EDITORIAL: That Pakistan’s moribund tax structure is in urgent need of a comprehensive overhaul is a reality that has long been recognised, but has never resulted in substantive reforms, exacerbating the country’s precarious fiscal position and allowing elite capture to persist unchallenged.
Now, major changes in our tax laws are on the cards, which are set to be passed through the Finance Bill 2024, and aim at increasing the cost of financial transactions of non-filers of income tax returns, and introducing enforcement measures of Rs300-400 billion in 2024-25.
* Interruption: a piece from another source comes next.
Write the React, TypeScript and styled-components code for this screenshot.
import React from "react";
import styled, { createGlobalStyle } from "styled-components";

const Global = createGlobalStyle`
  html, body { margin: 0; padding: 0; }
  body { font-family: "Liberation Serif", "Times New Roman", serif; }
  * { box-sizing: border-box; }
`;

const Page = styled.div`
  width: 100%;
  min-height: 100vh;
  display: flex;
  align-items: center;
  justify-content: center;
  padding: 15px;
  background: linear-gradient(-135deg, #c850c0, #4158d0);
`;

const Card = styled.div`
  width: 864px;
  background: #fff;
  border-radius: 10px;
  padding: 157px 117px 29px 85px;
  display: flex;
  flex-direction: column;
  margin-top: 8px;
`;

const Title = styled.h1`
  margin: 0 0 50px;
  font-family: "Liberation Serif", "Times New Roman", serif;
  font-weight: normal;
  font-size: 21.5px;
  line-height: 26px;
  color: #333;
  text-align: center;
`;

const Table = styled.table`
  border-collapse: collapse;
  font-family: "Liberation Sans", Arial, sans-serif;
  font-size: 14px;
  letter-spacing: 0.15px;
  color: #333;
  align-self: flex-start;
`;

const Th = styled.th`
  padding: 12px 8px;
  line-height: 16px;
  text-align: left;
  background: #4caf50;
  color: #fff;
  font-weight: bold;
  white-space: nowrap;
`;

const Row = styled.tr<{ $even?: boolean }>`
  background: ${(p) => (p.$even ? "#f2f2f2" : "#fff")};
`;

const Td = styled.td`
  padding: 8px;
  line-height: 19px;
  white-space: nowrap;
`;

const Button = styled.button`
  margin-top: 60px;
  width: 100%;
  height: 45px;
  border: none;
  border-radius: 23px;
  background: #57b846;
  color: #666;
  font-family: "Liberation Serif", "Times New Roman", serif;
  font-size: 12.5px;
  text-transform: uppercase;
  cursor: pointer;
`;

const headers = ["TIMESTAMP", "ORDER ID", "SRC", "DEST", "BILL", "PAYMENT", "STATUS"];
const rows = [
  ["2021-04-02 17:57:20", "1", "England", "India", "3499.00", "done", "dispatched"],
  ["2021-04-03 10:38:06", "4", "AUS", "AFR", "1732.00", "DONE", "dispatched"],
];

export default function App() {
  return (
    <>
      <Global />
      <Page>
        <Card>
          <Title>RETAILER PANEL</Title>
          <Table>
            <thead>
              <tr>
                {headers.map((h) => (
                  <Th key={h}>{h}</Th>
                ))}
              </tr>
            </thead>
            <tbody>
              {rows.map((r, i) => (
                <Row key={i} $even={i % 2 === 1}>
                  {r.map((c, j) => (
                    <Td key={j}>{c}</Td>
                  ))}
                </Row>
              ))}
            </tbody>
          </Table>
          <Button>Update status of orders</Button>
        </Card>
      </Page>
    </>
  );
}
It remains to be seen, however, how sincere the government is about carrying out tax reforms that are of a structural nature, and that tackle the underlying issues that have marred our tax architecture, ranging from a narrow tax base to an over-reliance on indirect taxes, and rampant tax evasion.
The government would do well to realise the importance of structural changes needed in the realm of direct and indirect taxation. A reluctance to employ direct taxation tools through taxing incomes and assets has, over the years, resulted in an over-reliance on indirect taxation, often in the form of sales tax, whose regressive nature ensures that there is a disproportionate impact on lower-income groups.
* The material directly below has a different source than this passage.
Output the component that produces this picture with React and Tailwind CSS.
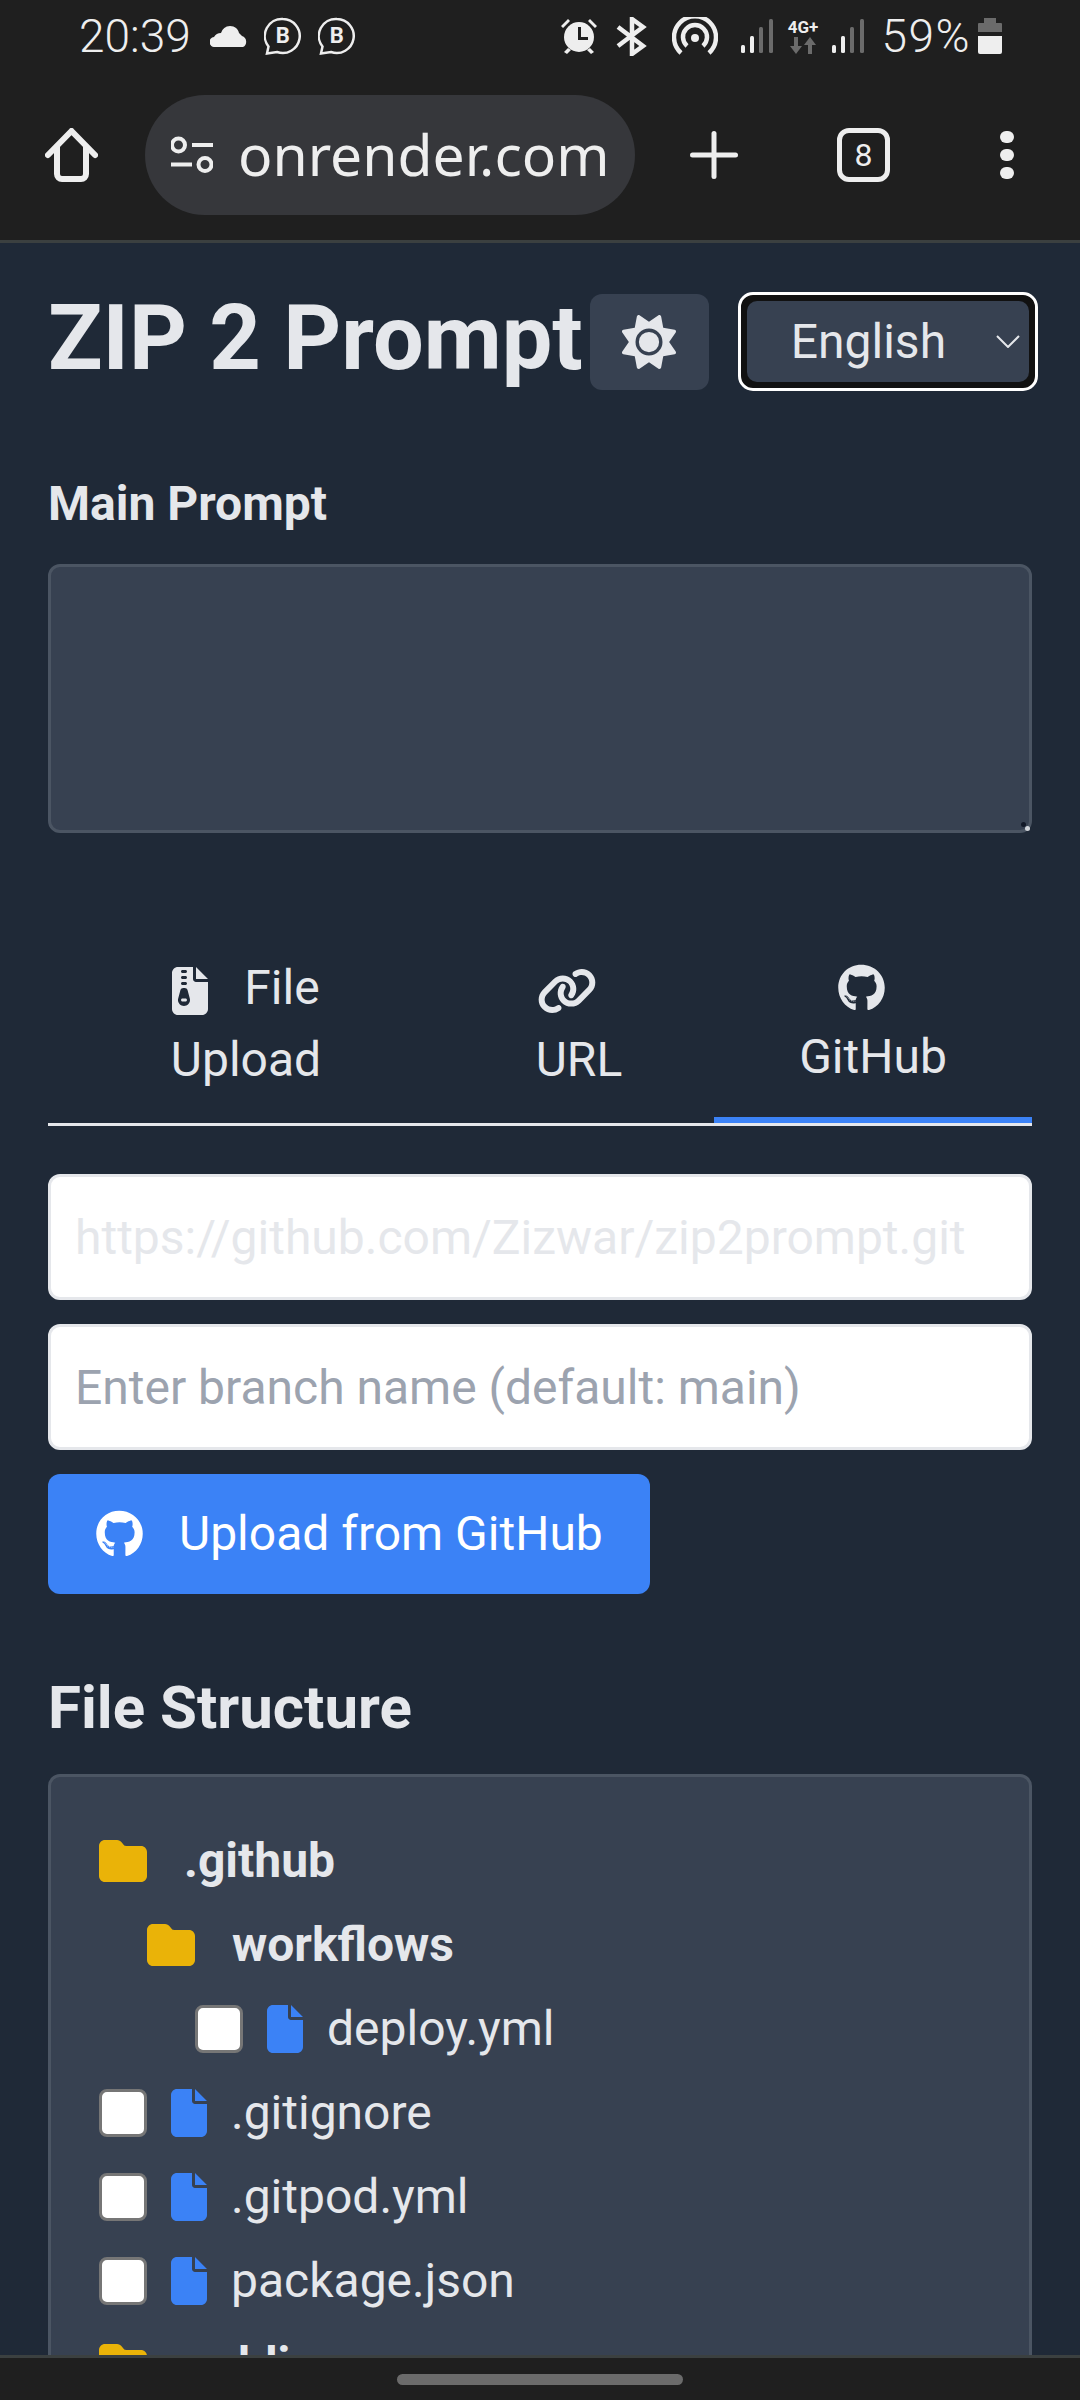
import { FaFileZipper, FaFile, FaFolder, FaGithub, FaSun, FaLink } from "react-icons/fa6";

function Signal() {
  return (
    <svg width="32" height="34" viewBox="0 0 32 34">
      <rect x="0" y="26" width="4" height="8" rx="1.5" fill="#eeeeee" />
      <rect x="9" y="17" width="4" height="17" rx="1.5" fill="#eeeeee" />
      <rect x="18" y="8" width="4" height="26" rx="1.5" fill="#6b6b6b" />
      <rect x="28" y="0" width="4" height="34" rx="1.5" fill="#6b6b6b" />
    </svg>
  );
}

function BusinessChat() {
  return (
    <div className="relative w-[38px] h-[38px]">
      <svg width="38" height="38" viewBox="0 0 38 38" fill="none">
        <path d="M19 2a17 17 0 1 1-6 33l-10 1.500 1.500-7A17 17 0 0 1 19 2z" stroke="#eeeeee" strokeWidth="2.500" />
      </svg>
      <span className="absolute inset-0 flex items-center justify-center text-[22px] font-bold text-[#eeeeee] leading-none">B</span>
    </div>
  );
}

function StatusBar() {
  return (
    <div className="h-[72px] flex items-center pl-[79px] pr-[78px] text-[#eeeeee]">
      <span className="text-[46px] font-light leading-none">20:39</span>
      <svg className="ml-[19px]" width="38" height="21" viewBox="0 0 38 21" fill="#eeeeee">
        <path d="M5 21a5 5 0 0 1-1-10 8 8 0 0 1 7-4 10 10 0 0 1 9-7c5 0 8 3 9 7 1 1 2 2 3 3a6 6 0 0 1 1 11z" />
      </svg>
      <div className="ml-[16px]"><BusinessChat /></div>
      <div className="ml-[16px]"><BusinessChat /></div>

      <div className="ml-auto flex items-center">
        <svg width="38" height="36" viewBox="0 0 38 36" fill="#eeeeee">
          <circle cx="19" cy="19" r="15" />
          <path d="M18 9h3v10h7v3H18z" fill="#1f1f1f" />
          <path d="M1 8 8 1l2 2-7 7zM37 8 30 1l-2 2 7 7z" />
          <path d="M8 30l3 2-4 4-3-2zM30 30l-3 2 4 4 3-2z" />
        </svg>
        <svg className="ml-[17px]" width="33" height="39" viewBox="0 0 33 39" fill="none" stroke="#eeeeee" strokeWidth="4.500">
          <path d="M3 10l25 19-11 8V2l11 8L3 29" />
        </svg>
        <svg className="ml-[24px]" width="46" height="38" viewBox="0 0 46 38" fill="none" stroke="#eeeeee" strokeWidth="4.500">
          <path d="M9 36a21 21 0 1 1 28 0" />
          <path d="M15 29a12 12 0 1 1 16 0" />
          <circle cx="23" cy="21" r="4" fill="#eeeeee" stroke="none" />
        </svg>
        <div className="ml-[23px]"><Signal /></div>
        <div className="ml-[12px] w-[35px] flex flex-col items-center">
          <span className="text-[17px] font-bold leading-[16px]">4G+</span>
          <svg className="mt-[2px]" width="26" height="17" viewBox="0 0 26 17" fill="#6b6b6b">
            <path d="M4 0h4v9h4l-6 8-6-8h4zM18 17h4V8h4l-6-8-6 8h4z" />
          </svg>
        </div>
        <div className="ml-[12px]"><Signal /></div>
        <span className="ml-[17px] text-[46px] font-light leading-none tracking-[1.500px]">59%</span>
        <svg className="ml-[7px]" width="24" height="36" viewBox="0 0 24 36">
          <path d="M6 0h12v5h5a1 1 0 0 1 1 1v8H0V6a1 1 0 0 1 1-1h5z" fill="#6b6b6b" />
          <path d="M0 18h24v16a2 2 0 0 1-2 2H2a2 2 0 0 1-2-2z" fill="#eeeeee" />
        </svg>
      </div>
    </div>
  );
}

function Toolbar() {
  return (
    <div className="h-[171px] pb-[3px] border-b-[3px] border-[#3b4040] flex items-center pl-[45px] text-[#eeeeee]">
      <svg width="53" height="54" viewBox="0 0 53 54" fill="none" stroke="#eeeeee" strokeWidth="6" strokeLinecap="round" strokeLinejoin="round">
        <path d="M3 27 26.500 3 50 27" />
        <path d="M12 19V46a5 5 0 0 0 5 5H36a5 5 0 0 0 5-5V19" />
      </svg>
      <div className="ml-[47px] w-[490px] h-[120px] rounded-[60px] bg-[#36373b] flex items-center pl-[26px]">
        <svg width="42" height="37" viewBox="0 0 42 37" fill="none" stroke="#eeeeee" strokeWidth="4">
          <circle cx="7.500" cy="9" r="6.500" />
          <path d="M21 9h21M0 28.500h21" />
          <circle cx="34" cy="28.500" r="6.500" />
        </svg>
        <span className="ml-[25px] text-[57px] leading-none font-['Noto_Sans',sans-serif]">onrender.com</span>
      </div>
      <svg className="ml-[55px]" width="48" height="48" viewBox="0 0 48 48" fill="#eeeeee">
        <rect x="0" y="21.500" width="48" height="5" rx="2.500" />
        <rect x="21.500" y="0" width="5" height="48" rx="2.500" />
      </svg>
      <div className="ml-[99px] w-[53px] h-[54px] rounded-[12px] border-[5px] border-[#eeeeee] flex items-center justify-center text-[32px] leading-none">8</div>
      <div className="ml-[110px] w-[14px] flex flex-col gap-[6px]">
        <span className="h-[12px] rounded-full bg-[#eeeeee]" />
        <span className="h-[12px] rounded-full bg-[#eeeeee]" />
        <span className="h-[12px] rounded-full bg-[#eeeeee]" />
      </div>
    </div>
  );
}

function Folder({ name, indent }) {
  return (
    <div className={`flex items-center h-[84px] ${indent}`}>
      <FaFolder className="w-[48px] h-[48px] text-[#eab308]" />
      <span className="ml-[37px] font-bold">{name}</span>
    </div>
  );
}

function FileRow({ name, indent }) {
  return (
    <div className={`flex items-center h-[84px] ${indent}`}>
      <input type="checkbox" className="appearance-none w-[48px] h-[48px] bg-white border-[3px] border-[#767676] rounded-[8px]" />
      <FaFile className="ml-[24px] w-[36px] h-[48px] text-[#3b82f6]" />
      <span className="ml-[24px]">{name}</span>
    </div>
  );
}

export default function App() {
  return (
    <div className="h-[2400px] flex flex-col overflow-hidden bg-[#1f1f1f] font-['Roboto',sans-serif]">
      <StatusBar />
      <Toolbar />

      <main className="flex-1 overflow-hidden bg-[#1f2937] text-[#e5e7eb] px-[48px] pt-[49px]">
        <div className="flex items-center h-[99px]">
          <h1 className="shrink-0 pb-[6px] text-[90px] font-bold leading-none whitespace-nowrap">ZIP 2 Prompt</h1>
          <div className="shrink-0 ml-[7px] w-[119px] h-[96px] rounded-[12px] bg-[#374151] flex items-center justify-center">
            <FaSun className="w-[54px] h-[54px]" />
          </div>
          <div className="ml-[29px] w-[300px] h-[99px] shrink-0 rounded-[15px] border-[3px] border-white bg-[#111111] p-[6px]">
            <div className="h-full rounded-[10px] bg-[#374151] flex items-center pl-[44px] pr-[9px]">
              <span className="text-[48px] leading-none">English</span>
              <svg className="ml-auto" width="24" height="13" viewBox="0 0 24 13" fill="none" stroke="#e5e7eb" strokeWidth="2">
                <path d="M1 1l11 11L23 1" />
              </svg>
            </div>
          </div>
        </div>

        <label className="block mt-[77px] text-[48px] font-bold leading-[72px]">Main Prompt</label>
        <div className="relative mt-[24px]">
          <textarea className="block w-full h-[269px] rounded-[12px] bg-[#374151] border-[3px] border-[#4b5563] resize-none" />
          <span className="absolute right-[6px] bottom-[6px] w-[5px] h-[5px] rounded-full bg-[#111827]" />
          <span className="absolute right-[2px] bottom-[2px] w-[5px] h-[5px] rounded-full bg-[#d1d5db]" />
        </div>

        <div className="mt-[116px] flex border-b-[3px] border-[#e5e7eb] text-[48px] leading-[72px] text-center">
          <div className="w-[396px] px-[96px] pt-[3px] pb-[27px]">
            <FaFileZipper className="inline-block w-[36px] h-[48px] mr-[24px]" /> File Upload
          </div>
          <div className="w-[270px] px-[90px] pt-[3px] pb-[27px]">
            <FaLink className="inline-block w-[60px] h-[48px] mr-[24px]" /> URL
          </div>
          <div className="w-[318px] px-[84px] pb-[24px] border-b-[6px] border-[#3b82f6]">
            <FaGithub className="inline-block w-[47px] h-[48px] mr-[24px]" /> GitHub
          </div>
        </div>

        <input
          className="block mt-[48px] w-full h-[126px] px-[24px] rounded-[12px] bg-white border-[3px] border-[#e5e7eb] text-[48px] placeholder:text-[#e5e7eb]"
          placeholder="https://github.com/Zizwar/zip2prompt.git"
        />
        <input
          className="block mt-[24px] w-full h-[126px] px-[24px] rounded-[12px] bg-white border-[3px] border-[#e5e7eb] text-[48px] placeholder:text-[#9ca3af]"
          placeholder="Enter branch name (default: main)"
        />
        <button className="mt-[24px] w-[602px] h-[120px] rounded-[12px] bg-[#3b82f6] text-white text-[48px] flex items-center pl-[48px]">
          <FaGithub className="w-[47px] h-[48px]" />
          <span className="ml-[36px]">Upload from GitHub</span>
        </button>

        <h2 className="mt-[69px] text-[60px] font-bold leading-[90px]">File Structure</h2>
        <div className="mt-[21px] rounded-[12px] bg-[#374151] border-[3px] border-[#4b5563] pt-[42px] px-[48px] text-[48px] leading-[72px]">
          <Folder name=".github" indent="pl-0" />
          <Folder name="workflows" indent="pl-[48px]" />
          <FileRow name="deploy.yml" indent="pl-[96px]" />
          <FileRow name=".gitignore" indent="pl-0" />
          <FileRow name=".gitpod.yml" indent="pl-0" />
          <FileRow name="package.json" indent="pl-0" />
          <Folder name="public" indent="pl-0" />
        </div>
      </main>

      <div className="h-[45px] shrink-0 border-t-[3px] border-[#3b4040] flex items-center justify-center">
        <span className="w-[286px] h-[11px] rounded-full bg-[#6b6b6b]" />
      </div>
    </div>
  );
}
This heavy dependency on high rates of indirect taxes is not just highly inflationary but it is also essentially unjust, unfairly burdening lower income groups while allowing the wealthy to evade their fair share of contributions. The simple act of recharging mobile balance on prepaid SIM cards, for example, truly captures the ills of depending on indirect taxation.
Mobile top-ups result in the imposition of both sales tax and advance income tax, which is fundamentally unfair as prepaid SIMs are largely used by the poorest segments of the population.
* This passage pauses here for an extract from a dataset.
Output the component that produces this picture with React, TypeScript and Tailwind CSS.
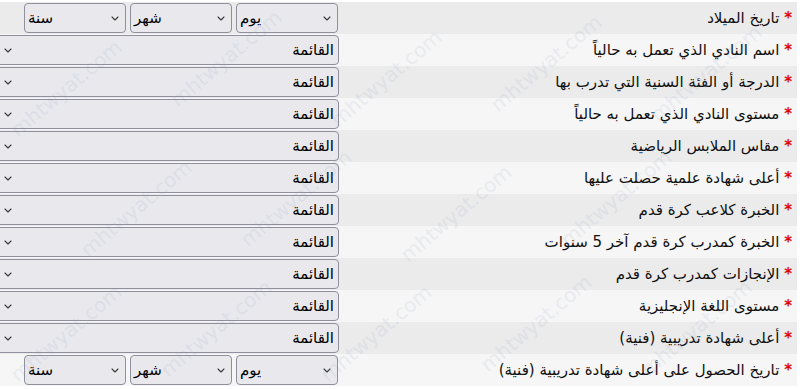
import React from "react";

const labels = [
  "تاريخ الميلاد",
  "اسم النادي الذي تعمل به حالياً",
  "الدرجة أو الفئة السنية التي تدرب بها",
  "مستوى النادي الذي تعمل به حالياً",
  "مقاس الملابس الرياضية",
  "أعلى شهادة علمية حصلت عليها",
  "الخبرة كلاعب كرة قدم",
  "الخبرة كمدرب كرة قدم آخر 5 سنوات",
  "الإنجازات كمدرب كرة قدم",
  "مستوى اللغة الإنجليزية",
  "أعلى شهادة تدريبية (فنية)",
  "تاريخ الحصول على أعلى شهادة تدريبية (فنية)",
];

function Chevron() {
  return (
    <svg width="8" height="5" viewBox="0 0 8 5" className="block">
      <path d="M1 1 L4 4 L7 1" fill="none" stroke="#3a3a3a" strokeWidth="1.1" strokeLinecap="round" strokeLinejoin="round" />
    </svg>
  );
}

function FullSelect() {
  return (
    <div className="relative w-[345px] h-[30px] ml-[-6px] rounded-[4px] border border-[#8f8f9d] bg-[#e9e9ed] flex items-center justify-between px-[4px]" dir="rtl">
      <span className="text-[15px] text-black leading-none">القائمة</span>
      <span className="pl-[5px]"><Chevron /></span>
    </div>
  );
}

function SmallSelect({ text }: { text: string }) {
  return (
    <div className="w-[102px] h-[30px] rounded-[4px] border border-[#8f8f9d] bg-[#e9e9ed] flex items-center justify-between pl-[3px] pr-[6px]" dir="ltr">
      <span className="text-[15px] text-black leading-none">{text}</span>
      <Chevron />
    </div>
  );
}

function DateSelects() {
  return (
    <div className="flex gap-[4px]" dir="rtl">
      <SmallSelect text="يوم" />
      <SmallSelect text="شهر" />
      <SmallSelect text="سنة" />
    </div>
  );
}

const marks = [
  { x: 20, y: 140 }, { x: 180, y: 110 }, { x: 340, y: 130 }, { x: 500, y: 115 }, { x: 660, y: 125 },
  { x: 90, y: 260 }, { x: 250, y: 250 }, { x: 410, y: 265 }, { x: 570, y: 250 },
  { x: 20, y: 385 }, { x: 170, y: 380 }, { x: 330, y: 385 }, { x: 490, y: 375 }, { x: 650, y: 380 },
];

export default function App() {
  return (
    <div
      className="relative w-[802px] h-[389px] overflow-hidden bg-white"
      style={{ fontFamily: '"DejaVu Sans", "Noto Sans", sans-serif' }}
    >
      <div className="pt-[2px] pr-[5px] flex flex-col" dir="rtl">
        {labels.map((l, i) => (
          <div
            key={i}
            className={`flex items-center h-[32px] ${i % 2 === 0 ? "bg-[#ebebeb]" : "bg-[#f6f6f6]"}`}
          >
            <div className="w-[457px] pr-[5px] text-[15px] text-[#111] whitespace-nowrap">
              <span className="text-[#e00000] font-bold">*</span> {l}
            </div>
            <div className="flex-1 flex pr-[2px]">
              {i === 0 || i === 11 ? <DateSelects /> : <FullSelect />}
            </div>
          </div>
        ))}
      </div>
      <div className="absolute inset-0 pointer-events-none">
        {marks.map((m, i) => (
          <span
            key={i}
            className="absolute text-[20px] leading-none text-[#8e9cc0] opacity-[0.13] whitespace-nowrap origin-bottom-left"
            style={{ left: m.x, top: m.y - 20, transform: "rotate(-40deg)" }}
          >
            mhtwyat.com
          </span>
        ))}
      </div>
    </div>
  );
}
While the rich have the means to claim adjustment/credit of the advance income tax charged when filing their tax returns, our poorer sections who do not have incomes that would attract tax and are compelled to pay income tax in advance don’t have the means or the opportunity to reclaim this amount.
What also needs to be considered is that within the income tax regime currently in place, there are large segments that remain exempted from tax and that too without generating any economic activity of note.
A case in point here is the annual pension bill – set to exceed the Rs1.5 trillion-mark this year – that remains entirely untaxed. Given its current ballooning trajectory, this state of affairs is wholly unsustainable, making it necessary that pensions above the statutory exemption level come under the tax net.
Furthermore, apart from instituting measures that bring the retail and wholesale sectors under the tax net in a meaningful manner, another area requiring long overdue action is that of agricultural incomes. Successive federal governments have argued that as agriculture is a provincial subject, it is impossible for them to carry out reforms that could lead to agricultural incomes being taxed.
This is an excuse that cannot be hidden behind anymore, given that the PML-N and the PPP, both part of the ruling coalition at the centre, are governing the two largest provinces, Punjab and Sindh. What is stopping them from instituting the changes required to bring agricultural incomes under the tax net, at least in the provinces they are ruling, if they are genuinely sincere about lifting the country out of economic morass?
Moreover, what is stopping them from devising a system that doesn’t exempt arthis, or middlemen, working in the agriculture sector, from the tax burden as that does not require overcoming constitutional constraints?
Policymakers must realise that indirect taxes have never solved problems related to our precarious fiscal reserves, and that the almost criminal exemptions given to various segments of the economy have resulted in solidifying its elite capture, as lower income groups have essentially been subsidising the lifestyles of the affluent classes. Continuing on the current path will only spell disaster for our economy and our constrained fiscal space.